Real mental healthcare reform is progressing

Irish Examiner (Saturday, 06 August 2011)
Minister Kathleen Lynch writes “It is essential that individuals with mental illness can reclaim their lives, be involved in society and live as independently as possible. It is accepted that progress on implementation has been slower than expected. However, it is important to recognise and acknowledge that in many parts of the country, substantial change has already been effected and mental health services are pressing ahead with developing new ways of working and initiatives to implement A Vision for Change.”
A broader platform to discuss mental health service concerns
Irish Examiner (Saturday, 06 August 2011)
The role of universities in networks such as the Critical Voices Network (CVNI) is an important one, as a key role of universities is to foster and nurture critical thinking. It is through the CVNI that an environment has been created where different and sometimes conflicting voices and agendas can be heard and respected. In that sense, UCC has begun to play an important and positive role in supporting, enabling and empowering people who have so of- ten been silenced and marginalised.
Our mindset, rooted in a biomedical approach, needs a radical overhaul

Irish Examiner (Saturday, 06 August 2011)
Psychiatric knowledge does not have great predictive power. But even if it did, the sort of philosophy espoused by A Vision for Change would challenge its legal authority. If we are serious about the implementation of A Vision for Change we will need new resources but we will also have to invest the time and energy needed to bring about a cultural change within our services.


Mental Ill Health

Depression linked to strokes in women

Irish Independent (Friday, 12 August 2011)
A six-year study found that a history of depression increased the risk of stroke in post- menopausal women by 29pc. Women who used common antidepressants such as Prozac had a 39pc higher risk. But scientists said they did not believe the drugs alone were to blame and urged women not to stop taking their medication.

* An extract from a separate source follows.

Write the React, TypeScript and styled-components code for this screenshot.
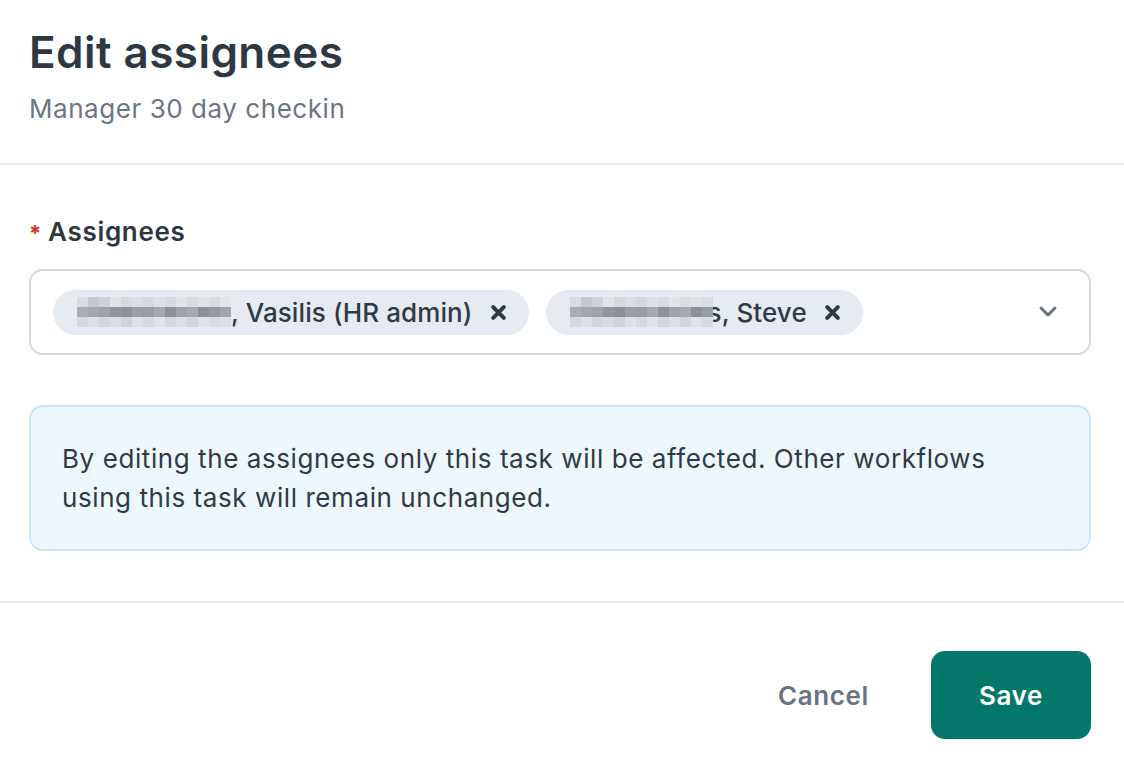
import React from 'react';
import styled, { createGlobalStyle } from 'styled-components';

const GlobalStyle = createGlobalStyle`
  html, body {
    margin: 0;
    padding: 0;
    background: #ffffff;
  }
  body {
    font-family: Inter, "Noto Sans", "Liberation Sans", sans-serif;
    color: #2f3a46;
    -webkit-font-smoothing: antialiased;
  }
  * {
    box-sizing: border-box;
  }
`;

const Modal = styled.div`
  width: 1124px;
  min-height: 760px;
  background: #ffffff;
  display: flex;
  flex-direction: column;
`;

const Header = styled.header`
  height: 163px;
  padding: 26px 29px 0;
`;

const Title = styled.h1`
  margin: 0;
  font-size: 44px;
  line-height: 52px;
  font-weight: 600;
  color: #2d3843;
  letter-spacing: 0.45px;
`;

const Subtitle = styled.p`
  margin: 13px 0 0;
  font-size: 26px;
  line-height: 36px;
  font-weight: 400;
  color: #6b7585;
  letter-spacing: 0.55px;
`;

const Divider = styled.hr`
  margin: 0;
  border: none;
  height: 2px;
  background: #e6e9ee;
`;

const Body = styled.section`
  padding: 49px 33px 50px 29px;
  display: flex;
  flex-direction: column;
`;

const Label = styled.label`
  display: flex;
  align-items: baseline;
  gap: 6px;
  font-size: 26px;
  line-height: 36px;
  font-weight: 600;
  color: #2d3843;
  letter-spacing: 0.7px;
`;

const Required = styled.span`
  color: #d1351f;
  font-size: 22px;
  font-weight: 700;
`;

const Select = styled.div`
  margin-top: 18px;
  height: 86px;
  border: 2px solid #d3dae4;
  border-radius: 14px;
  padding: 0 31px 0 22px;
  display: flex;
  align-items: center;
  gap: 17px;
`;

const Chip = styled.span`
  height: 45px;
  border-radius: 23px;
  background: #e6eaf1;
  padding: 0 22px 0 24px;
  display: inline-flex;
  align-items: center;
  font-size: 26px;
  font-weight: 500;
  color: #2f3a46;
  letter-spacing: 0.1px;
  white-space: nowrap;
`;

const RedactBlock = styled.svg<{ $overlap: number }>`
  flex-shrink: 0;
  position: relative;
  z-index: 1;
  margin-right: ${p => -p.$overlap}px;
`;

const RemoveIcon = styled.svg`
  margin-left: 17px;
  width: 17px;
  height: 17px;
  flex-shrink: 0;
`;

const Chevron = styled.svg`
  margin-left: auto;
  width: 20px;
  height: 14px;
`;

const Info = styled.div`
  margin-top: 50px;
  border: 2px solid #c9e4fb;
  background: #eef7fe;
  border-radius: 14px;
  padding: 32px 60px 32px 31px;
  font-size: 26px;
  line-height: 39px;
  color: #2f3a46;
  letter-spacing: 0.58px;
`;

const Footer = styled.footer`
  padding: 48px 33px 0;
  display: flex;
  justify-content: flex-end;
  align-items: center;
  gap: 22px;
`;

const Button = styled.button<{ $primary?: boolean }>`
  height: 88px;
  min-width: 160px;
  padding: 0 40px;
  border: none;
  border-radius: 14px;
  font-family: inherit;
  font-size: 26px;
  font-weight: 600;
  letter-spacing: 0.6px;
  cursor: pointer;
  background: ${p => (p.$primary ? '#03776a' : 'transparent')};
  color: ${p => (p.$primary ? '#ffffff' : '#6b7280')};
`;

const blurShades = [
  ['#d7dbe2', '#c4c9d1', '#cdd1d8', '#e0e3e8', '#d5d9df', '#dadde3', '#d3d7de', '#dcdfe5', '#d6dae0', '#e1e4e9', '#d9dce2', '#dfe2e7', '#d8dbe1', '#e2e5ea'],
  ['#a8adb6', '#a2a7b0', '#9da2ab', '#8f949d', '#8b9099', '#9a9fa8', '#979ca5', '#a3a8b1', '#8c919a', '#9ea3ac', '#a4a9b2', '#8a8f98', '#959aa3', '#a0a5ae'],
  ['#d4d8df', '#dde0e6', '#d2d6dd', '#d9dce2', '#cfd3da', '#dee1e7', '#d6dae0', '#e0e3e8', '#d3d7de', '#dbdee4', '#d1d5dc', '#dfe2e7', '#d7dbe1', '#dcdfe5'],
];

const Redacted: React.FC<{ cols: number; overlap?: number }> = ({ cols, overlap = 0 }) => (
  <RedactBlock $overlap={overlap} width={cols * 11} height={30} viewBox={`0 0 ${cols * 11} 30`}>
    {blurShades.map((row, r) =>
      row.slice(0, cols).map((c, i) => (
        <rect key={`${r}-${i}`} x={i * 11} y={r * 10} width={11} height={10} fill={c} />
      ))
    )}
  </RedactBlock>
);

const XMark = () => (
  <RemoveIcon viewBox="0 0 16 16">
    <path d="M3 3 L13 13 M13 3 L3 13" stroke="#2f3a46" strokeWidth="3.8" strokeLinecap="round" />
  </RemoveIcon>
);

const App: React.FC = () => (
  <>
    <GlobalStyle />
    <Modal>
      <Header>
        <Title>Edit assignees</Title>
        <Subtitle>Manager 30 day checkin</Subtitle>
      </Header>
      <Divider />
      <Body>
        <Label>
          <Required>*</Required>
          Assignees
        </Label>
        <Select>
          <Chip>
            <Redacted cols={14} />
            , Vasilis (HR admin)
            <XMark />
          </Chip>
          <Chip>
            <Redacted cols={13} overlap={5} />
            s, Steve
            <XMark />
          </Chip>
          <Chevron viewBox="0 0 20 14">
            <path d="M3 3 L10 10 L17 3" fill="none" stroke="#6b7280" strokeWidth="3" strokeLinecap="round" strokeLinejoin="round" />
          </Chevron>
        </Select>
        <Info>
          By editing the assignees only this task will be affected. Other workflows using this task will
          remain unchanged.
        </Info>
      </Body>
      <Divider />
      <Footer>
        <Button>Cancel</Button>
        <Button $primary>Save</Button>
      </Footer>
    </Modal>
  </>
);

export default App;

Movie suicides rise in line with real life
Irish Examiner (Friday, 12 August 2011)
Depictions of explicit and graphic suicides in movies tripled from 1950 to 2006, according to an analysis of top-grossing films. Lead author Patrick Jarnieson said that although it is impossible to establish a causal connection, the tripling of US teen suicide since 1960 has coincided with the increase in movie suicide portrayals. The results, based on an analysis of 855 top-grossing films, indicate the need for further study of the effects of movie suicides on adolescent audiences.